------ DATASET SECTION ------

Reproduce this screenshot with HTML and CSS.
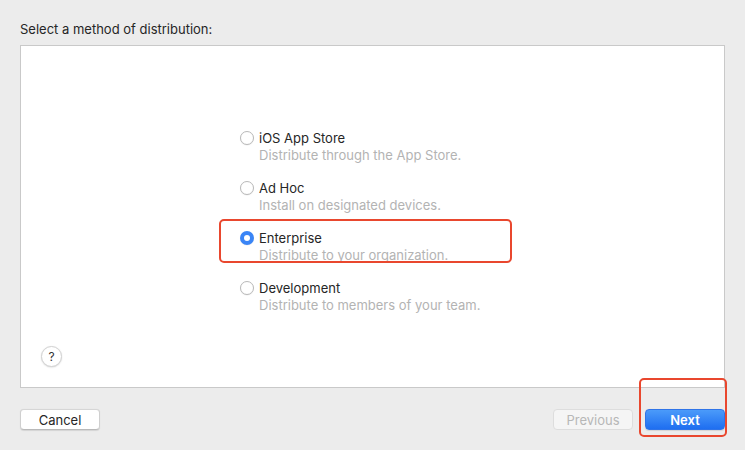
FILE: index.html
```html
<!DOCTYPE html>
<html lang="en">
<head>
  <meta charset="UTF-8">
  <title>Distribution Method</title>
  <link rel="stylesheet" href="styles.css">
</head>
<body>
  <div class="title">Select a method of distribution:</div>

  <div class="panel">
    <div class="options">
      <label class="option">
        <span class="radio"></span>
        <span class="text">
          <span class="name">iOS App Store</span>
          <span class="desc">Distribute through the App Store.</span>
        </span>
      </label>
      <label class="option">
        <span class="radio"></span>
        <span class="text">
          <span class="name">Ad Hoc</span>
          <span class="desc">Install on designated devices.</span>
        </span>
      </label>
      <label class="option">
        <span class="radio checked"></span>
        <span class="text">
          <span class="name">Enterprise</span>
          <span class="desc">Distribute to your organization.</span>
        </span>
      </label>
      <label class="option">
        <span class="radio"></span>
        <span class="text">
          <span class="name">Development</span>
          <span class="desc">Distribute to members of your team.</span>
        </span>
      </label>
    </div>
    <button class="help">?</button>
  </div>

  <div class="footer">
    <button class="btn">Cancel</button>
    <span class="spacer"></span>
    <button class="btn" disabled>Previous</button>
    <button class="btn primary">Next</button>
  </div>

  <!-- annotation boxes drawn over the dialog -->
  <div class="mark mark-enterprise"></div>
  <div class="mark mark-next"></div>
</body>
</html>
```

FILE: styles.css
```css
*, *::before, *::after {
  box-sizing: border-box;
}
body {
  margin: 0;
  width: 745px;
  height: 450px;
  background: #ececec;
  font-family: Inter, "Liberation Sans", Helvetica, Arial, sans-serif;
  font-size: 13px;
  color: #262626;
  position: relative;
  overflow: hidden;
}
.title {
  padding: 21px 20px 0;
  line-height: 16px;
}
.panel {
  margin: 8px 20px 0;
  height: 343px;
  background: #fff;
  border: 1px solid #c9c9c9;
  display: flex;
  flex-direction: column;
  padding: 84px 0 20px 20px;
}
.options {
  margin-left: 199px;
  display: flex;
  flex-direction: column;
  gap: 16px;
}
.option {
  display: flex;
  gap: 5px;
}
.radio {
  width: 14px;
  height: 14px;
  margin-top: 1px;
  border-radius: 50%;
  background: #fff;
  border: 1px solid #b9b9b9;
  box-shadow: 0 0.5px 1px rgba(0, 0, 0, 0.08);
  flex: none;
}
.radio.checked {
  border: none;
  background: #3a85f6;
  display: flex;
  align-items: center;
  justify-content: center;
}
.radio.checked::after {
  content: "";
  width: 6px;
  height: 6px;
  border-radius: 50%;
  background: #fff;
}
.text {
  display: flex;
  flex-direction: column;
  line-height: 17px;
}
.desc {
  color: #b3b3b3;
}
.help {
  margin-top: auto;
  width: 21px;
  height: 21px;
  border-radius: 50%;
  border: 1px solid #d2d2d2;
  background: #fff;
  box-shadow: 0 0.5px 1.5px rgba(0, 0, 0, 0.15);
  font-family: inherit;
  font-size: 12px;
  color: #333;
  padding: 0;
  line-height: 19px;
}
.footer {
  display: flex;
  gap: 12px;
  padding: 21px 20px 0;
}
.spacer {
  flex: 1;
}
.btn {
  width: 80px;
  height: 21px;
  padding: 0;
  border-radius: 4px;
  border: 1px solid #cfcfcf;
  border-top-color: #d6d6d6;
  border-bottom-color: #b9b9b9;
  background: #fff;
  box-shadow: 0 0.5px 1px rgba(0, 0, 0, 0.1);
  font-family: inherit;
  font-size: 13px;
  color: #262626;
}
.btn:disabled {
  background: #f5f5f5;
  border-color: #dddddd;
  color: #b7b7b7;
  box-shadow: none;
}
.btn.primary {
  border: 1px solid #2f74e8;
  background: linear-gradient(#4b9bfa, #1e6ef0);
  color: #fff;
  font-weight: 600;
}
.mark {
  position: absolute;
  border: 2px solid #e9472e;
  border-radius: 5px;
}
.mark-enterprise {
  left: 219px;
  top: 219px;
  width: 293px;
  height: 44px;
}
.mark-next {
  left: 639px;
  top: 378px;
  width: 88px;
  height: 59px;
}
```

------

WHAT YOU WILL DO
From the listing, extract all text exactly as given and drop any picture.

COMPLETED TASK
Reproduce this screenshot with HTML and CSS.
FILE: index.html
```html
<!DOCTYPE html>
<html lang="en">
<head>
  <meta charset="UTF-8">
  <title>Distribution Method</title>
  <link rel="stylesheet" href="styles.css">
</head>
<body>
  <div class="title">Select a method of distribution:</div>

  <div class="panel">
    <div class="options">
      <label class="option">
        <span class="radio"></span>
        <span class="text">
          <span class="name">iOS App Store</span>
          <span class="desc">Distribute through the App Store.</span>
        </span>
      </label>
      <label class="option">
        <span class="radio"></span>
        <span class="text">
          <span class="name">Ad Hoc</span>
          <span class="desc">Install on designated devices.</span>
        </span>
      </label>
      <label class="option">
        <span class="radio checked"></span>
        <span class="text">
          <span class="name">Enterprise</span>
          <span class="desc">Distribute to your organization.</span>
        </span>
      </label>
      <label class="option">
        <span class="radio"></span>
        <span class="text">
          <span class="name">Development</span>
          <span class="desc">Distribute to members of your team.</span>
        </span>
      </label>
    </div>
    <button class="help">?</button>
  </div>

  <div class="footer">
    <button class="btn">Cancel</button>
    <span class="spacer"></span>
    <button class="btn" disabled>Previous</button>
    <button class="btn primary">Next</button>
  </div>

  <!-- annotation boxes drawn over the dialog -->
  <div class="mark mark-enterprise"></div>
  <div class="mark mark-next"></div>
</body>
</html>
```

FILE: styles.css
```css
*, *::before, *::after {
  box-sizing: border-box;
}
body {
  margin: 0;
  width: 745px;
  height: 450px;
  background: #ececec;
  font-family: Inter, "Liberation Sans", Helvetica, Arial, sans-serif;
  font-size: 13px;
  color: #262626;
  position: relative;
  overflow: hidden;
}
.title {
  padding: 21px 20px 0;
  line-height: 16px;
}
.panel {
  margin: 8px 20px 0;
  height: 343px;
  background: #fff;
  border: 1px solid #c9c9c9;
  display: flex;
  flex-direction: column;
  padding: 84px 0 20px 20px;
}
.options {
  margin-left: 199px;
  display: flex;
  flex-direction: column;
  gap: 16px;
}
.option {
  display: flex;
  gap: 5px;
}
.radio {
  width: 14px;
  height: 14px;
  margin-top: 1px;
  border-radius: 50%;
  background: #fff;
  border: 1px solid #b9b9b9;
  box-shadow: 0 0.5px 1px rgba(0, 0, 0, 0.08);
  flex: none;
}
.radio.checked {
  border: none;
  background: #3a85f6;
  display: flex;
  align-items: center;
  justify-content: center;
}
.radio.checked::after {
  content: "";
  width: 6px;
  height: 6px;
  border-radius: 50%;
  background: #fff;
}
.text {
  display: flex;
  flex-direction: column;
  line-height: 17px;
}
.desc {
  color: #b3b3b3;
}
.help {
  margin-top: auto;
  width: 21px;
  height: 21px;
  border-radius: 50%;
  border: 1px solid #d2d2d2;
  background: #fff;
  box-shadow: 0 0.5px 1.5px rgba(0, 0, 0, 0.15);
  font-family: inherit;
  font-size: 12px;
  color: #333;
  padding: 0;
  line-height: 19px;
}
.footer {
  display: flex;
  gap: 12px;
  padding: 21px 20px 0;
}
.spacer {
  flex: 1;
}
.btn {
  width: 80px;
  height: 21px;
  padding: 0;
  border-radius: 4px;
  border: 1px solid #cfcfcf;
  border-top-color: #d6d6d6;
  border-bottom-color: #b9b9b9;
  background: #fff;
  box-shadow: 0 0.5px 1px rgba(0, 0, 0, 0.1);
  font-family: inherit;
  font-size: 13px;
  color: #262626;
}
.btn:disabled {
  background: #f5f5f5;
  border-color: #dddddd;
  color: #b7b7b7;
  box-shadow: none;
}
.btn.primary {
  border: 1px solid #2f74e8;
  background: linear-gradient(#4b9bfa, #1e6ef0);
  color: #fff;
  font-weight: 600;
}
.mark {
  position: absolute;
  border: 2px solid #e9472e;
  border-radius: 5px;
}
.mark-enterprise {
  left: 219px;
  top: 219px;
  width: 293px;
  height: 44px;
}
.mark-next {
  left: 639px;
  top: 378px;
  width: 88px;
  height: 59px;
}
```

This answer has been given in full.